When people used to ask me to explain the difference between a squat and a deadlift, I'd always give a simple, straightforward answer: In the deadlift, the weight is in your hands.
To me, that was the easiest way to distinguish between squats and deadlifts. With squats, the bar is on the shoulders, either front or back; in the deadlift you have the weight in your hands.
So with that definition in mind, this is a deadlift:
And this is a squat:
Funny, they look an awful lot alike, don't they?
I can hear the arguments brewing already. "In the first video she bends forward slightly at the hips." So we're splitting hairs then? Bottom line, the movements are very similar. So, if my definition is correct and a deadlift is defined by a weight in the hands, what is this?
Is that a suitcase one-leg deadlift?
Readers will say, "Of course not, that's a rear-foot elevated split squat," or if you like silly names, a "Bulgarian lunge." But isn't the weight in the hands? True, but the argument will be that it's still a squat because the torso is more erect.
Now things start to get complicated. In a goblet squat, the weight is in your hands but above the waist. It's a squat.
In the kettlebell sumo deadlift shown earlier, the weight is in the hands but you can clearly make the pattern into a knee dominant one. So is it really a squat?
Is the exercise below a trap bar deadlift or a trap bar squat?
Does it depend on how you do it? If you use a squat pattern with a trap bar deadlift, does it become a trap bar squat?
Here's a new one: Perhaps it's a deadlift if you pick the weight up from the ground and then lower it back to the ground?
That might've been my new definition, until I read Dan John and Pavel Tsatsouline's Easy Strength. Pavel and Dan make the distinction of a deadlift having "deep hip movement with minimal knee bend," and squats having "deep movement of the knees and hips."
In other words, a hip dominant movement is a deadlift, and a knee dominant movement is a squat. An example of a hip dominant exercise that jives with Dan and Pavel's "deep hip movement with minimal knee bend" would be the kettlebell swing (shown below).
Another would be the inappropriately named still-leg deadlift (shown below). I prefer the term 'modified straight-leg deadlift' – and don't call it Romanian; we did these long before the Eastern European guys renamed it.
With the popularity of swings and the emergence of the trap bar, the landscape has changed. In fact, this year I'm strongly considering changing the name of our 'trap bar deadlift' to 'trap bar squat.' Truth is, the way we teach the lift is more like a squat than a deadlift.
On the other hand, our one-leg straight leg deadlift is definitely a deadlift (see the video below). Lots of hip flexion with minimal knee flexion.
Let's look at some other lifts and see how they stack up against Dan and Pavel's definition.
1. Sumo Deadlift.
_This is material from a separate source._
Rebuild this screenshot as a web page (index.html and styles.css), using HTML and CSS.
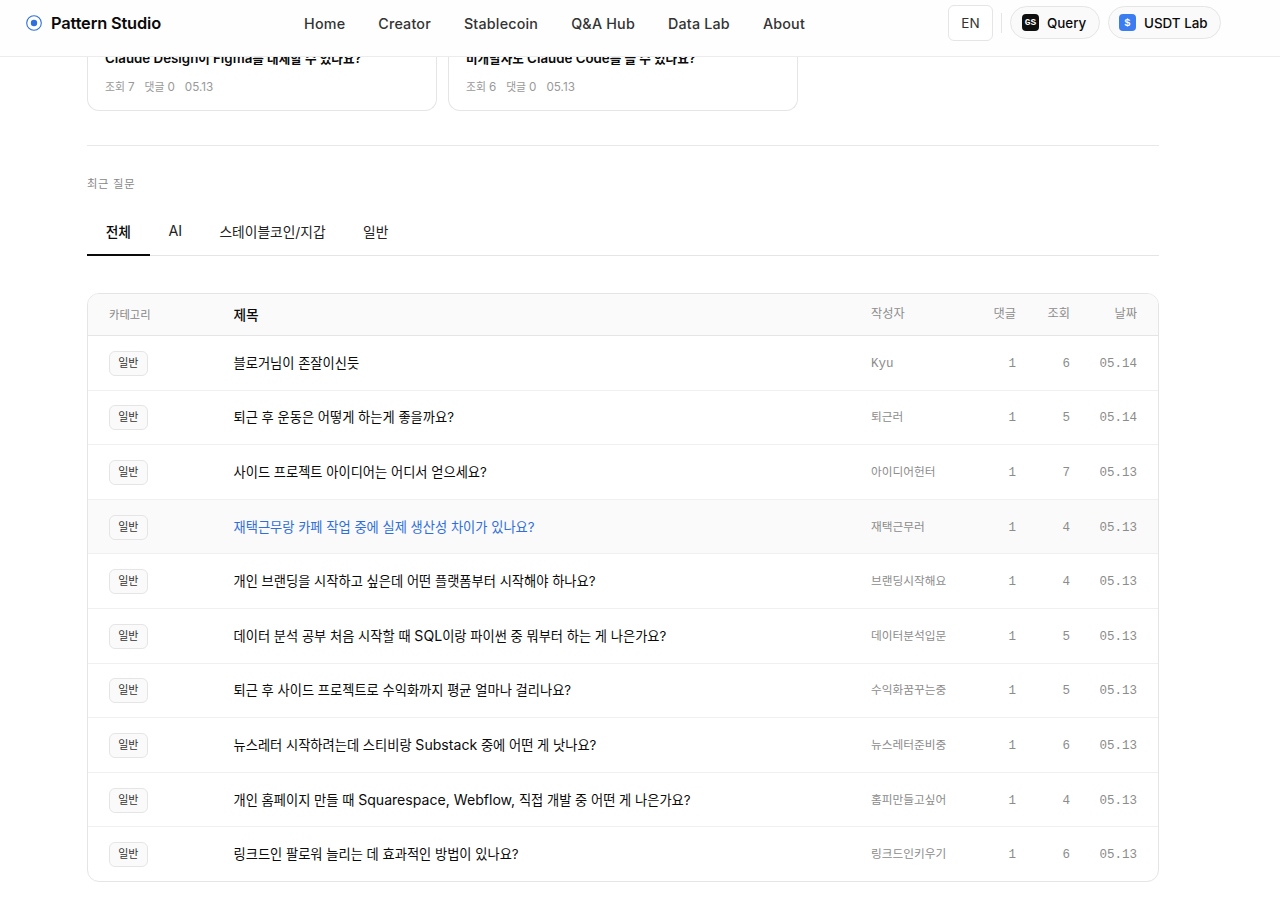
FILE: index.html
```html
<!DOCTYPE html>
<html lang="ko">
<head>
    <meta charset="UTF-8">
    <meta name="viewport" content="width=device-width, initial-scale=1.0">
    <title>Pattern Studio</title>
    <link rel="stylesheet" href="styles.css">
</head>
<body>
    <!-- Header -->
    <header class="header">
        <a class="brand" href="#">
            <svg class="brand-icon" viewBox="0 0 16 16" width="16" height="16">
                <circle cx="8" cy="8" r="7.3" fill="none" stroke="#2f6fdb" stroke-width="1.1"/>
                <circle cx="8" cy="8" r="3.2" fill="#2f6fdb"/>
            </svg>
            <span class="brand-name">Pattern Studio</span>
        </a>
        <nav class="nav">
            <a href="#">Home</a>
            <a href="#">Creator</a>
            <a href="#">Stablecoin</a>
            <a href="#">Q&amp;A Hub</a>
            <a href="#">Data Lab</a>
            <a href="#">About</a>
        </nav>
        <div class="actions">
            <button class="lang">EN</button>
            <span class="divider"></span>
            <a class="pill pill-query" href="#"><span class="pill-icon">GS</span>Query</a>
            <a class="pill pill-usdt" href="#"><span class="pill-icon blue">$</span>USDT Lab</a>
        </div>
    </header>

    <main class="container">
        <!-- Question cards -->
        <section class="cards">
            <article class="card">
                <h3><span class="en">Claude Design</span>이 <span class="en">Figma</span>를 대체할 수 있나요?</h3>
                <p class="meta"><span>조회 <b>7</b></span><span>댓글 <b>0</b></span><b>05.13</b></p>
            </article>
            <article class="card">
                <h3>비개발자도 <span class="en">Claude Code</span>를 쓸 수 있나요?</h3>
                <p class="meta"><span>조회 <b>6</b></span><span>댓글 <b>0</b></span><b>05.13</b></p>
            </article>
        </section>

        <!-- Recent questions -->
        <section class="recent">
            <h2 class="label">최근 질문</h2>
            <div class="tabs">
                <button class="tab active">전체</button>
                <button class="tab"><span class="en">AI</span></button>
                <button class="tab">스테이블코인/지갑</button>
                <button class="tab">일반</button>
            </div>

            <div class="board">
                <div class="row head">
                    <span class="cat">카테고리</span>
                    <span class="title">제목</span>
                    <span class="author">작성자</span>
                    <span class="num">댓글</span>
                    <span class="num">조회</span>
                    <span class="num">날짜</span>
                </div>
                <div class="row">
                    <span><span class="badge">일반</span></span>
                    <a class="title" href="#">블로거님이 존잘이신듯</a>
                    <span class="author mono">Kyu</span>
                    <span class="num mono">1</span>
                    <span class="num mono">6</span>
                    <span class="num mono">05.14</span>
                </div>
                <div class="row">
                    <span><span class="badge">일반</span></span>
                    <a class="title" href="#">퇴근 후 운동은 어떻게 하는게 좋을까요?</a>
                    <span class="author">퇴근러</span>
                    <span class="num mono">1</span>
                    <span class="num mono">5</span>
                    <span class="num mono">05.14</span>
                </div>
                <div class="row">
                    <span><span class="badge">일반</span></span>
                    <a class="title" href="#">사이드 프로젝트 아이디어는 어디서 얻으세요?</a>
                    <span class="author">아이디어헌터</span>
                    <span class="num mono">1</span>
                    <span class="num mono">7</span>
                    <span class="num mono">05.13</span>
                </div>
                <div class="row hovered">
                    <span><span class="badge">일반</span></span>
                    <a class="title" href="#">재택근무랑 카페 작업 중에 실제 생산성 차이가 있나요?</a>
                    <span class="author">재택근무러</span>
                    <span class="num mono">1</span>
                    <span class="num mono">4</span>
                    <span class="num mono">05.13</span>
                </div>
                <div class="row">
                    <span><span class="badge">일반</span></span>
                    <a class="title" href="#">개인 브랜딩을 시작하고 싶은데 어떤 플랫폼부터 시작해야 하나요?</a>
                    <span class="author">브랜딩시작해요</span>
                    <span class="num mono">1</span>
                    <span class="num mono">4</span>
                    <span class="num mono">05.13</span>
                </div>
                <div class="row">
                    <span><span class="badge">일반</span></span>
                    <a class="title" href="#">데이터 분석 공부 처음 시작할 때 <span class="en">SQL</span>이랑 파이썬 중 뭐부터 하는 게 나은가요?</a>
                    <span class="author">데이터분석입문</span>
                    <span class="num mono">1</span>
                    <span class="num mono">5</span>
                    <span class="num mono">05.13</span>
                </div>
                <div class="row">
                    <span><span class="badge">일반</span></span>
                    <a class="title" href="#">퇴근 후 사이드 프로젝트로 수익화까지 평균 얼마나 걸리나요?</a>
                    <span class="author">수익화꿈꾸는중</span>
                    <span class="num mono">1</span>
                    <span class="num mono">5</span>
                    <span class="num mono">05.13</span>
                </div>
                <div class="row">
                    <span><span class="badge">일반</span></span>
                    <a class="title" href="#">뉴스레터 시작하려는데 스티비랑 <span class="en">Substack</span> 중에 어떤 게 낫나요?</a>
                    <span class="author">뉴스레터준비중</span>
                    <span class="num mono">1</span>
                    <span class="num mono">6</span>
                    <span class="num mono">05.13</span>
                </div>
                <div class="row">
                    <span><span class="badge">일반</span></span>
                    <a class="title" href="#">개인 홈페이지 만들 때 <span class="en">Squarespace, Webflow,</span> 직접 개발 중 어떤 게 나은가요?</a>
                    <span class="author">홈피만들고싶어</span>
                    <span class="num mono">1</span>
                    <span class="num mono">4</span>
                    <span class="num mono">05.13</span>
                </div>
                <div class="row">
                    <span><span class="badge">일반</span></span>
                    <a class="title" href="#">링크드인 팔로워 늘리는 데 효과적인 방법이 있나요?</a>
                    <span class="author">링크드인키우기</span>
                    <span class="num mono">1</span>
                    <span class="num mono">6</span>
                    <span class="num mono">05.13</span>
                </div>
            </div>
        </section>
    </main>
</body>
</html>
```
FILE: styles.css
```css
/* General Reset */
* {
    box-sizing: border-box;
    margin: 0;
    padding: 0;
}
body {
    font-family: Inter, "Noto Sans CJK KR", sans-serif;
    font-size: 13px;
    background-color: #fff;
    color: #0a0a0a;
    height: 908px;
    overflow: hidden;
}
a {
    color: inherit;
    text-decoration: none;
}
button {
    font-family: inherit;
    background: none;
    border: none;
}
/* Header */
.header {
    position: fixed;
    top: 0;
    left: 0;
    right: 0;
    z-index: 10;
    height: 57px;
    padding: 0 59px 11px 26px;
    display: flex;
    align-items: center;
    justify-content: space-between;
    background: #fefefe;
    border-bottom: 1px solid #ececec;
}
.brand {
    display: flex;
    align-items: center;
    gap: 9px;
}
.brand-name {
    font-size: 16.4px;
    font-weight: 600;
    letter-spacing: -0.16px;
}
.nav {
    display: flex;
    gap: 33px;
    padding-top: 1px;
    font-size: 14.3px;
    font-weight: 450;
    letter-spacing: 0.2px;
    color: #333;
}
.actions {
    display: flex;
    align-items: center;
}
.lang {
    width: 45px;
    height: 36px;
    border: 1px solid #e5e5e5;
    border-radius: 6px;
    background: #fff;
    font-size: 13.5px;
    color: #333;
}
.divider {
    width: 1px;
    height: 20px;
    margin: 0 8px;
    background: #e5e5e5;
}
.pill {
    display: flex;
    align-items: center;
    gap: 8px;
    height: 33px;
    padding: 0 11px;
    border: 1px solid #e5e5e5;
    border-radius: 17px;
    background: #fafafa;
    font-size: 13.4px;
    font-weight: 500;
    white-space: nowrap;
}
.pill-query {
    width: 90px;
    margin-right: 8px;
}
.pill-usdt {
    width: 113px;
    padding: 0 10px;
}
.pill-icon {
    width: 17px;
    height: 17px;
    border-radius: 4px;
    background: #0f0f0f;
    color: #fff;
    font-family: "Liberation Mono", monospace;
    font-size: 9.5px;
    font-weight: 700;
    line-height: 18px;
    text-align: center;
    flex-shrink: 0;
}
.pill-icon.blue {
    background: #3b7cf0;
    font-size: 10.5px;
}
/* Cards */
.container {
    width: 1072px;
    margin-left: 87px;
}
.cards {
    display: grid;
    grid-template-columns: repeat(3, 1fr);
    gap: 11px;
    padding-bottom: 34px;
    border-bottom: 1px solid #e8e8e8;
}
.card {
    height: 111px;
    padding: 48px 17px 0;
    border: 1px solid #e5e5e5;
    border-top: none;
    border-radius: 0 0 12px 12px;
}
.card h3 {
    font-size: 12.6px;
    font-weight: 600;
    line-height: 20px;
    white-space: nowrap;
}
.card .en {
    font-size: 13.3px;
}
.meta {
    display: flex;
    gap: 10px;
    margin-top: 8px;
    font-size: 10.8px;
    line-height: 20px;
    color: #999;
}
.meta b {
    font-size: 11.7px;
    font-weight: 400;
}
/* Recent questions */
.label {
    margin-top: 28px;
    font-size: 11.3px;
    font-weight: 400;
    line-height: 20px;
    letter-spacing: 0.7px;
    color: #888;
}
.tabs {
    display: flex;
    height: 62px;
    border-bottom: 1px solid #e5e5e5;
}
.tab {
    height: 62px;
    padding: 13px 18.7px 0;
    font-size: 13.75px;
    color: #222;
    border-bottom: 2px solid transparent;
}
.tab .en {
    font-size: 14.3px;
}
.tab.active {
    font-weight: 500;
    color: #0a0a0a;
    border-bottom-color: #0a0a0a;
}
/* Board */
.board {
    margin-top: 37px;
    border: 1px solid #e5e5e5;
    border-radius: 12px;
    overflow: hidden;
}
.row {
    display: grid;
    grid-template-columns: 124.5px 1fr 90px 55px 54px 67px;
    align-items: center;
    height: 54.6px;
    padding: 0 21px;
    border-bottom: 1px solid #f0f0f0;
    line-height: 20px;
}
.row:last-child {
    height: 53.6px;
    border-bottom: none;
}
.row.head {
    height: 42px;
    background: #fafafa;
    border-bottom-color: #e5e5e5;
    font-size: 12.2px;
    color: #888;
}
.row.hovered {
    background: #fafafa;
}
.row.hovered .title {
    color: #2f6fdb;
}
.cat {
    font-size: 11.3px;
}
.title {
    font-size: 13.25px;
    color: #0a0a0a;
    white-space: nowrap;
}
.head .title {
    font-size: 13.7px;
    font-weight: 500;
}
.title .en {
    font-size: 14.1px;
}
.author {
    font-size: 11.7px;
    color: #8c8c8c;
}
.head .author,
.head .num {
    font-size: 12.2px;
    padding-bottom: 2px;
}
.num {
    text-align: right;
    color: #8c8c8c;
}
.mono {
    font-family: "Liberation Mono", monospace;
    font-size: 12.5px;
    padding-top: 2px;
}
.badge {
    display: inline-block;
    width: 38.5px;
    height: 25px;
    margin-top: 1px;
    border: 1px solid #e5e5e5;
    border-radius: 6px;
    background: #fafafa;
    font-size: 11px;
    line-height: 22px;
    text-align: center;
    color: #333;
    vertical-align: middle;
}
```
Anterior chain? Maybe. Posterior chain? Maybe. Adductor target? Definitely.
But is this a deadlift? When I was a powerlifter this was the deadlift – for squatters. I was a sumo style deadlifter because my legs were much stronger than my back. If you're a wide-stance squatter and more anterior chain dominant, you'll probably pull more in the sumo deadlift than the conventional deadlift.
Basically, you squatted your deadlift while holding the bar in your hands. If we think 'knee dominant' or 'hip dominant,' we have to vote for knee.
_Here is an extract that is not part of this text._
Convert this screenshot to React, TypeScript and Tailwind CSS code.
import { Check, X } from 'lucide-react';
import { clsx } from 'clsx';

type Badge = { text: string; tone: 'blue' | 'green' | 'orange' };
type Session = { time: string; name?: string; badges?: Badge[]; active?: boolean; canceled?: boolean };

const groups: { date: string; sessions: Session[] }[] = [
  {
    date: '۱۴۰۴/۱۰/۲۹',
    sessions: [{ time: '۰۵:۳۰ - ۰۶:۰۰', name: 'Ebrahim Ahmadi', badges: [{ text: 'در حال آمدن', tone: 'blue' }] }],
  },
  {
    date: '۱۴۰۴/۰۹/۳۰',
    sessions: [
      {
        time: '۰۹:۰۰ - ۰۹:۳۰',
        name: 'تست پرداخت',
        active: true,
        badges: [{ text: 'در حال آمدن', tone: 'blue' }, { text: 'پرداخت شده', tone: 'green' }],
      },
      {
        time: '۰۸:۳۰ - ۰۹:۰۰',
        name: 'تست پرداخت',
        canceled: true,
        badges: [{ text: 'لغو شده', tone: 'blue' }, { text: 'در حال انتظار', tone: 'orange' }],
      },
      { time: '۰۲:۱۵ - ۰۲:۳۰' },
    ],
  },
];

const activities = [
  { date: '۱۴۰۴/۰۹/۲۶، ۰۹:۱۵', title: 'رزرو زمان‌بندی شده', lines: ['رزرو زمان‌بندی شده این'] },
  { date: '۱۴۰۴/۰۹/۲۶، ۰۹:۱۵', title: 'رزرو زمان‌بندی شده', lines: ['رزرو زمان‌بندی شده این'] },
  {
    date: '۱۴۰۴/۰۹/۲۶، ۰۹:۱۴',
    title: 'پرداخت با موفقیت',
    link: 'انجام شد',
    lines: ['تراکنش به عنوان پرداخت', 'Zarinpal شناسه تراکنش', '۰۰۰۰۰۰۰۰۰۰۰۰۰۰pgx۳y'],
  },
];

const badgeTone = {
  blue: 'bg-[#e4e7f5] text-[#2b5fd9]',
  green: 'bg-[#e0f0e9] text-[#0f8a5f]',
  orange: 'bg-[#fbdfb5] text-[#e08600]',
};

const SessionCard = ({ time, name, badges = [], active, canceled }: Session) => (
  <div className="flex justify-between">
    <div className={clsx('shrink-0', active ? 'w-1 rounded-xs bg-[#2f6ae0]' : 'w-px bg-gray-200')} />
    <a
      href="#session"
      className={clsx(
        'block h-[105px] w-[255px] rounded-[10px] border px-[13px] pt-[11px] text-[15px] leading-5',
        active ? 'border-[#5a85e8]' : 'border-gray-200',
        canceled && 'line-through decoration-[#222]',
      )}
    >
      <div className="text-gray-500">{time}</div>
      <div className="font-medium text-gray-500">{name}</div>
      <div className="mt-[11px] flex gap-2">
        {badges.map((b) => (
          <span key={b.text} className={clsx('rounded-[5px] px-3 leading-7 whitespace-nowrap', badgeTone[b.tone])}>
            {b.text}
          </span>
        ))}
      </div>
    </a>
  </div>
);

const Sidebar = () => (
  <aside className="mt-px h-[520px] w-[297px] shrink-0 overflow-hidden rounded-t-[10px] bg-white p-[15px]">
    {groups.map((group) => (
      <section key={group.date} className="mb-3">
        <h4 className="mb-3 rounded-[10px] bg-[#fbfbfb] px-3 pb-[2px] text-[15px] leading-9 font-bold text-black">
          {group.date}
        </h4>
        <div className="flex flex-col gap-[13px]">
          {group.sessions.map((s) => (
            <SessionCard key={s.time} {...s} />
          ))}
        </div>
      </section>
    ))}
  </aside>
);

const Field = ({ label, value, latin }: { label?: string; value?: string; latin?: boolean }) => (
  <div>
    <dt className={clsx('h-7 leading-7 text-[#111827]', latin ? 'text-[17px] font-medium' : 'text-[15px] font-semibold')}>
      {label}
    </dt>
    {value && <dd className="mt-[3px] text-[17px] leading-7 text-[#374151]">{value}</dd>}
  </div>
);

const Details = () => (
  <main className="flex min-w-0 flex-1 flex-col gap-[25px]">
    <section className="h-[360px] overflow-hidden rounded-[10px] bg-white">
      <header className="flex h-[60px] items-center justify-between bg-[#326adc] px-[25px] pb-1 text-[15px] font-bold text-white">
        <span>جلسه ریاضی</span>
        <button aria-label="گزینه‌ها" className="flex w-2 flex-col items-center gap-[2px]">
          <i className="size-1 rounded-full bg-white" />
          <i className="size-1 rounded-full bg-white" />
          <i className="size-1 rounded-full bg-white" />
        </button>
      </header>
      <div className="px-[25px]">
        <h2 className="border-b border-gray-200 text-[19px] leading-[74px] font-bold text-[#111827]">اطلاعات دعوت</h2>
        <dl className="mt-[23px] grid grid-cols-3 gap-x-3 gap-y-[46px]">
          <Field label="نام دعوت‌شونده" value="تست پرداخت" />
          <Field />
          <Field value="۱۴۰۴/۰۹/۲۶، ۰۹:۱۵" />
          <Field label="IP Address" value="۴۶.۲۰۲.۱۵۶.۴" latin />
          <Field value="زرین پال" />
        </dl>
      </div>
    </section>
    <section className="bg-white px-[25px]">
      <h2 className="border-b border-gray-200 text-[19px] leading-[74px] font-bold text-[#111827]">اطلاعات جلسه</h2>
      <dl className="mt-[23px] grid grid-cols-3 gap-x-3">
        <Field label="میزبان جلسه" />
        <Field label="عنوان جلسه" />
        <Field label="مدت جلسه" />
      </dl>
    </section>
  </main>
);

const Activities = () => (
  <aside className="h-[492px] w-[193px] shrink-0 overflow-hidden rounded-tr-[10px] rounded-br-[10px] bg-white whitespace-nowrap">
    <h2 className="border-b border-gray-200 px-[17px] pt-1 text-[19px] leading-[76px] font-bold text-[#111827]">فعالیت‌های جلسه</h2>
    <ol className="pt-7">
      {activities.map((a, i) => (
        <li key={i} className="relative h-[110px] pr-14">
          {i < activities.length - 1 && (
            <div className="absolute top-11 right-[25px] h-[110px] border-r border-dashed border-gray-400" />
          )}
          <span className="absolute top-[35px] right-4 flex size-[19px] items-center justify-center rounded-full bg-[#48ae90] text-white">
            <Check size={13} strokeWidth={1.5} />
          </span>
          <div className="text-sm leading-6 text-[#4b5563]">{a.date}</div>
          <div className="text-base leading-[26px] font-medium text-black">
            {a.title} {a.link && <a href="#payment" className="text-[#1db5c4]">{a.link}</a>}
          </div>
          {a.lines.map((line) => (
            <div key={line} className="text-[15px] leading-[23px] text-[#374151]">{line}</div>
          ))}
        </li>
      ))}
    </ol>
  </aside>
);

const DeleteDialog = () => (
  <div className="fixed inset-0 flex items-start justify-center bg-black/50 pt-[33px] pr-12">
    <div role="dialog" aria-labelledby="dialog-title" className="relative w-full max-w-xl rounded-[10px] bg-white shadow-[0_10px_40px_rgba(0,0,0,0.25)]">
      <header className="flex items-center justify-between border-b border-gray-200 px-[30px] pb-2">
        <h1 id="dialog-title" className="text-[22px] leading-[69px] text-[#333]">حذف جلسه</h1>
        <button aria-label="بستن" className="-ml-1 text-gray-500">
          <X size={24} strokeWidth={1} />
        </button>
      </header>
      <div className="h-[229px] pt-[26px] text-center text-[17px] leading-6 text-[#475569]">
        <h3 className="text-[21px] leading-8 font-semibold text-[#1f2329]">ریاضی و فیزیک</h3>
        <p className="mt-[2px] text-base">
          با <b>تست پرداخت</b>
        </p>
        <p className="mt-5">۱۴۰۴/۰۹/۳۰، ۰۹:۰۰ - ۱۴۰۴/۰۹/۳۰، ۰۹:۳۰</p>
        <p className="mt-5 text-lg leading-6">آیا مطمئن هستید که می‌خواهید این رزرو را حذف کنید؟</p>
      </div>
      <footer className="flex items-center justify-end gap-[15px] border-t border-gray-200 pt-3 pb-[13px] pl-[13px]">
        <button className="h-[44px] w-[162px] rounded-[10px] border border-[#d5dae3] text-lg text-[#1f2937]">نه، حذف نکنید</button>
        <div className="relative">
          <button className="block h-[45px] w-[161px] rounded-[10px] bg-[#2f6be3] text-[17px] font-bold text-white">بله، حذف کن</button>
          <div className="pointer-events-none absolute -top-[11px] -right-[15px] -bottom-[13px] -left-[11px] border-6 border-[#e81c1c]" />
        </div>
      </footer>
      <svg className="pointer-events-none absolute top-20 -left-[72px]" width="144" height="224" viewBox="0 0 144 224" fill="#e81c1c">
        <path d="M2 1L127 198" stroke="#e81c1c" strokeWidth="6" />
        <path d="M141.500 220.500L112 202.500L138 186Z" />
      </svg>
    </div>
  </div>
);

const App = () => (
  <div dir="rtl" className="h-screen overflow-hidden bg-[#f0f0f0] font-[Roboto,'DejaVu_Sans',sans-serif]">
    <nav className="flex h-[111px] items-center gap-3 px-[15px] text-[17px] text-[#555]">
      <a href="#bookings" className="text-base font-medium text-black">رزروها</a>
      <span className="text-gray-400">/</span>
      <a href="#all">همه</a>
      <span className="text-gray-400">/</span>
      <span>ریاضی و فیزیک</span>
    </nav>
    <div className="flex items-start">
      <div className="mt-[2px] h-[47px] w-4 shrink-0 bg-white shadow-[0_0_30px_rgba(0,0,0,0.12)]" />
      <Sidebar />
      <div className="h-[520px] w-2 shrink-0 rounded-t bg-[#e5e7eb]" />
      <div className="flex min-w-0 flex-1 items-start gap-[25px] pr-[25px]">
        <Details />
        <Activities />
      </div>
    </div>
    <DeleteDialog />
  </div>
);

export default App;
In Functional Training for Sports I called these hybrids – exercises that didn't fit simply into knee or hip dominant categories.
The unloaded version of this would be a sumo squat. Add a kettlebell and you have a sumo deadlift. Move the load up to goblet position and we have a goblet squat. Confused? I hope so. The point is that things are never as clear as we think.
2. Trap Bar. It looks like a squat, except the weight is in your hands. Some might say this is clearly a deadlift as the weight is in the hands at waist level, but look at the pattern. It's much more squat than deadlift , at least the way most people do it.
3. Suitcase Style Rear Foot Elevated Split Squat. Is this a deadlift? I don't think so, but when I look at my old rules, it certainly seems like one.
Really, who cares? It's all just semantics. If we're in a powerlifting meet, the deadlift will always be the lift where you pick the weight up off the floor.
However, in gyms and sports performance programs the menu has changed. If it's 'hip hinge with minimal knee movement,' then call it a deadlift. If it's 'shared knee and hip movement,' mark it a squat.
It's funny how much we learn after we know it all.